In het modernere maar nog altijd speelse ‘Hoppy Chops’ is de centrale rol weggelegd voor de blazers – geen verrassing voor wie het jargon kent –, occasioneel afgelost door soli van gitarist Iver Christopher Cardas en Petersen. Het geheel mondt uit in een climax, gevolgd door een neerleggen met enkel nog Cardas en bassist Alexander Riris aan boord. Het voorlaatste ‘Wayne’ baadt overigens in dezelfde sfeer, al heerst ook hier Petersen. ‘Ellington’ is duidelijk een ode aan, waarin de geesten van the Duke en alweer Monk rondwaren. De trompet en saxen klinken ook alsof ze uit Ellingtons orkest uit de jaren ’30 komen gewandeld.

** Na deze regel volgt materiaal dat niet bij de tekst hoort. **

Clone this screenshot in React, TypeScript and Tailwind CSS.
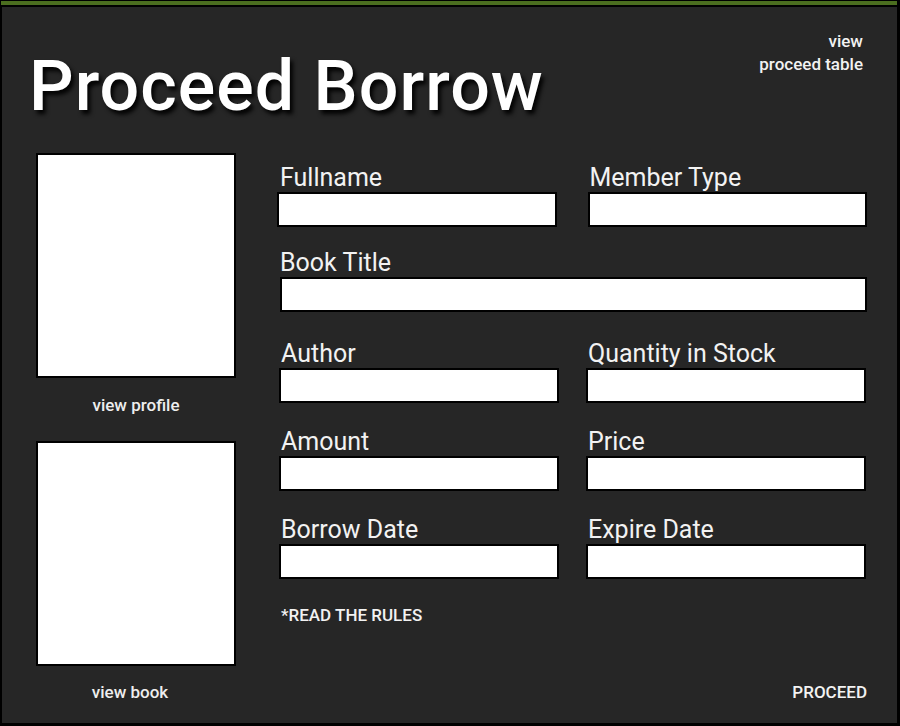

Tussen Mellems solo-improvisatie ‘Martins Palett’ en ‘Dansere’, het dito duet van Mathisen en Petersen, begint het weinig origineel getitelde ‘Cuba’. Piano en gitaar openen met een niet onaardig Latin-lijntje van dertien in een dozijn, maar net als in de opener ondergraven de blazers de zekerheid van wie eraan zou denken de dansvloer te betreden. De mooie gitaarsolo ten spijt breekt ‘Afro’ ondanks de acht minuten nooit helemaal open. Misschien wel omdat ze er ook hier veel te vroeg een einde aan breiden. Afsluiter ‘Adagio’ is met alle rust die het uitstraalt de vreemde eend in de bijt.
‘Malerier’, de titel verwijst naar schilderijtjes in klank zoals Mathisen deze plaat omschrijft, is een debuut dat tot de beste van het jaar 2020 mag worden gerekend. Laat ons vooral dromen van een liveoptreden van deze magnificent seven in 2021. De ideale locatie lijkt me een podium in een tuin of met op de achtergrond een groot venster met daarachter de zee en de ondergaande zon. Een goed verstaander heeft maar een half woord nodig.